Let's compute their adjoints:

\begin{align*} \cconj{A} \amp = \begin{bmatrix} 1 \amp -\ci \amp 1 - \ci \\ \ci \amp 2 \amp 2 + \ci \\ 1 + \ci \amp 2 - \ci \amp 3 \end{bmatrix}\text{,} \amp \cconj{B} \amp = \begin{bmatrix} 1 \amp -\ci \amp 1 - \ci \\ \ci \amp -2\ci \amp 2 + \ci \\ 1 - \ci \amp 2 - \ci \amp 3 \end{bmatrix}\text{,}\\ \adjoint{A} \amp = \begin{bmatrix} 1 \amp \ci \amp 1 + \ci \\ -\ci \amp 2 \amp 2 - \ci \\ 1 - \ci \amp 2 + \ci \amp 3 \end{bmatrix}\text{,} \amp \adjoint{B} \amp = \begin{bmatrix} 1 \amp \ci \amp 1 - \ci \\ -\ci \amp -2\ci \amp 2 - \ci \\ 1 - \ci \amp 2 + \ci \amp 3 \end{bmatrix}\text{.} \end{align*}

Comparing with the original matrices, we see that \(\adjoint{A} = A\) but \(\adjoint{B} \neq B\text{.}\) That is, \(A\) is self-adjoint, but \(B\) is not.

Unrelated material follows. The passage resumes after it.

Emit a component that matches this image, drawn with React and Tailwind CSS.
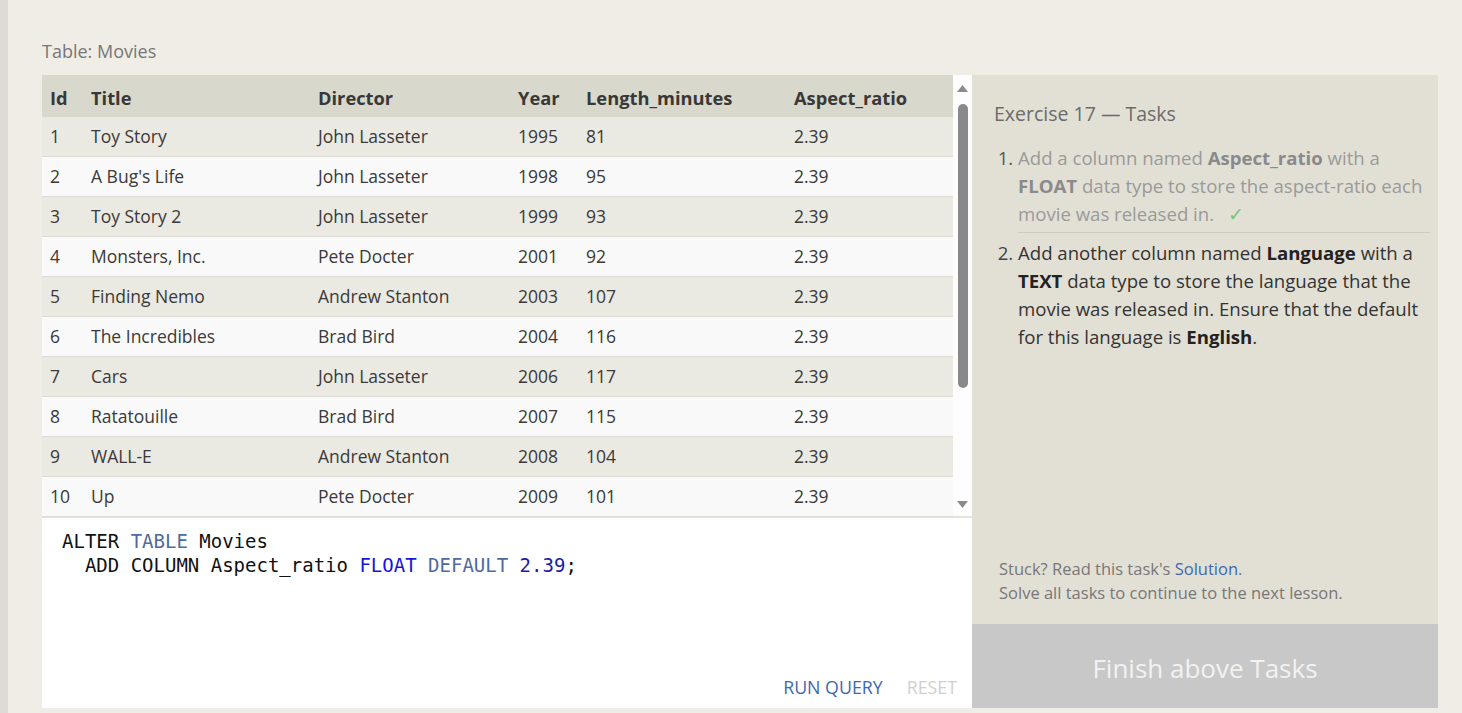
import React from "react";

const rows = [
  [1, "Toy Story", "John Lasseter", 1995, 81, "2.39"],
  [2, "A Bug's Life", "John Lasseter", 1998, 95, "2.39"],
  [3, "Toy Story 2", "John Lasseter", 1999, 93, "2.39"],
  [4, "Monsters, Inc.", "Pete Docter", 2001, 92, "2.39"],
  [5, "Finding Nemo", "Andrew Stanton", 2003, 107, "2.39"],
  [6, "The Incredibles", "Brad Bird", 2004, 116, "2.39"],
  [7, "Cars", "John Lasseter", 2006, 117, "2.39"],
  [8, "Ratatouille", "Brad Bird", 2007, 115, "2.39"],
  [9, "WALL-E", "Andrew Stanton", 2008, 104, "2.39"],
  [10, "Up", "Pete Docter", 2009, 101, "2.39"],
];

const cols = ["Id", "Title", "Director", "Year", "Length_minutes", "Aspect_ratio"];
const widths = ["w-[41px]", "w-[227px]", "w-[200px]", "w-[68px]", "w-[208px]", "w-[167px]"];

export default function App() {
  return (
    <div
      className="flex h-[713px] w-full overflow-hidden bg-[#f0ede6]"
      style={{ fontFamily: '"Open Sans", "Noto Sans", sans-serif' }}
    >
      <div className="w-[8px] shrink-0 bg-[#dedad6]" />
      <div className="flex flex-col pl-[34px] pt-[38px]">
        <div className="mb-[11px] h-[26px] text-[18px] leading-[26px] text-[#777]">Table: Movies</div>
        <div className="flex h-[633px]">
          {/* left column */}
          <div className="flex w-[930px] flex-col">
            <div className="flex h-[443px] border-b-[2px] border-[#e4e3dc]">
              <div className="w-[911px]">
                <div className="flex h-[42px] items-center bg-[#d9d8cd] pt-[3px] text-[18.3px] font-bold text-[#383838]">
                  {cols.map((c, i) => (
                    <div key={c} className={`${widths[i]} pl-[8px]`}>{c}</div>
                  ))}
                </div>
                {rows.map((r, ri) => (
                  <div
                    key={ri}
                    className={`flex h-[40px] items-center border-b border-[#dcdbd4] text-[17.5px] text-[#3a3a3a] ${
                      ri % 2 === 0 ? "bg-[#eae9e2]" : "bg-[#f9f9f9]"
                    }`}
                  >
                    {r.map((v, i) => (
                      <div key={i} className={`${widths[i]} pl-[8px]`}>{v}</div>
                    ))}
                  </div>
                ))}
              </div>
              <div className="flex w-[19px] flex-col items-center bg-[#fdfdfd] pt-[10px]">
                <svg width="11" height="7" viewBox="0 0 11 7">
                  <polygon points="5.5,0 11,7 0,7" fill="#8a8a8a" />
                </svg>
                <div className="mt-[12px] h-[284px] w-[10px] rounded-full bg-[#898989]" />
                <div className="flex-1" />
                <svg width="11" height="7" viewBox="0 0 11 7" className="mb-[8px]">
                  <polygon points="0,0 11,0 5.5,7" fill="#8a8a8a" />
                </svg>
              </div>
            </div>
            <div className="flex flex-1 flex-col bg-white">
              <div
                className="pl-[20px] pt-[11px] text-[19px] leading-[24px] text-[#111]"
                style={{ fontFamily: '"DejaVu Sans Mono", "Liberation Mono", monospace' }}
              >
                <div className="whitespace-pre">
                  ALTER <span className="text-[#4f6a9e]">TABLE</span> Movies
                </div>
                <div className="whitespace-pre">
                  {"  ADD COLUMN Aspect_ratio "}
                  <span className="text-[#1515d6]">FLOAT</span>{" "}
                  <span className="text-[#4f6a9e]">DEFAULT</span>{" "}
                  <span className="text-[#1c1ca8]">2.39</span>;
                </div>
              </div>
              <div className="mt-auto flex justify-end gap-[24px] pb-[8px] pr-[15px] text-[17.8px] leading-[26px]">
                <span className="text-[#3d68b5]">RUN QUERY</span>
                <span className="text-[#cfcfcf]">RESET</span>
              </div>
            </div>
          </div>
          {/* right panel */}
          <div className="flex w-[466px] flex-col bg-[#e2e0d5]">
            <div className="pl-[22px] pr-[8px] pt-[25px]">
              <div className="mb-[16px] text-[19.5px] leading-[28px] text-[#6b6b6b]">Exercise 17 — Tasks</div>
              <ol className="list-decimal pl-[24px] text-[18.6px] leading-[28px]">
                <li className="border-b border-[#cdcac0] pb-[4px] text-[#9a9a9a] marker:text-[#555]">
                  Add a column named <b className="text-[#8a8a8a]">Aspect_ratio</b> with a{" "}
                  <b className="text-[#8a8a8a]">FLOAT</b> data type to store the aspect-ratio each movie was released in.
                  <span className="ml-[14px] text-[#7cc27c]">✓</span>
                </li>
                <li className="pt-[6px] text-[#333] marker:text-[#444]">
                  Add another column named <b className="text-[#222]">Language</b> with a{" "}
                  <b className="text-[#222]">TEXT</b> data type to store the language that the movie was released in.
                  Ensure that the default for this language is <b className="text-[#222]">English</b>.
                </li>
              </ol>
            </div>
            <div className="mt-auto mb-[19px] pl-[27px] text-[16.5px] leading-[24px] text-[#777]">
              <div>
                Stuck? Read this task's <span className="text-[#3d68b5]">Solution</span>.
              </div>
              <div>Solve all tasks to continue to the next lesson.</div>
            </div>
            <div className="flex h-[84px] items-center justify-center bg-[#c8c8c8] pt-[4px] text-[26px] text-[#f2f2f2]">
              Finish above Tasks
            </div>
          </div>
        </div>
      </div>
    </div>
  );
}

What is the pattern that worked in \(A\) but not in \(B\text{?}\) First, every entry along the main diagonal in \(A\) is real, and so is equal to its own conjugate. Which is important, because entries along the diagonal do not change when taking the transpose. However, \(B\) has an entry along the main diagonal that is not real. Second, every entry not along the main diagonal in \(A\) is equal to the conjugate of the entry in the symmetric position on the other side of the main diagonal. However, in \(B\) the \((1,3)\) and \((3,1)\) entries are both equal to \(1 + \ci\text{,}\) and so are not equal to the conjugate of each other.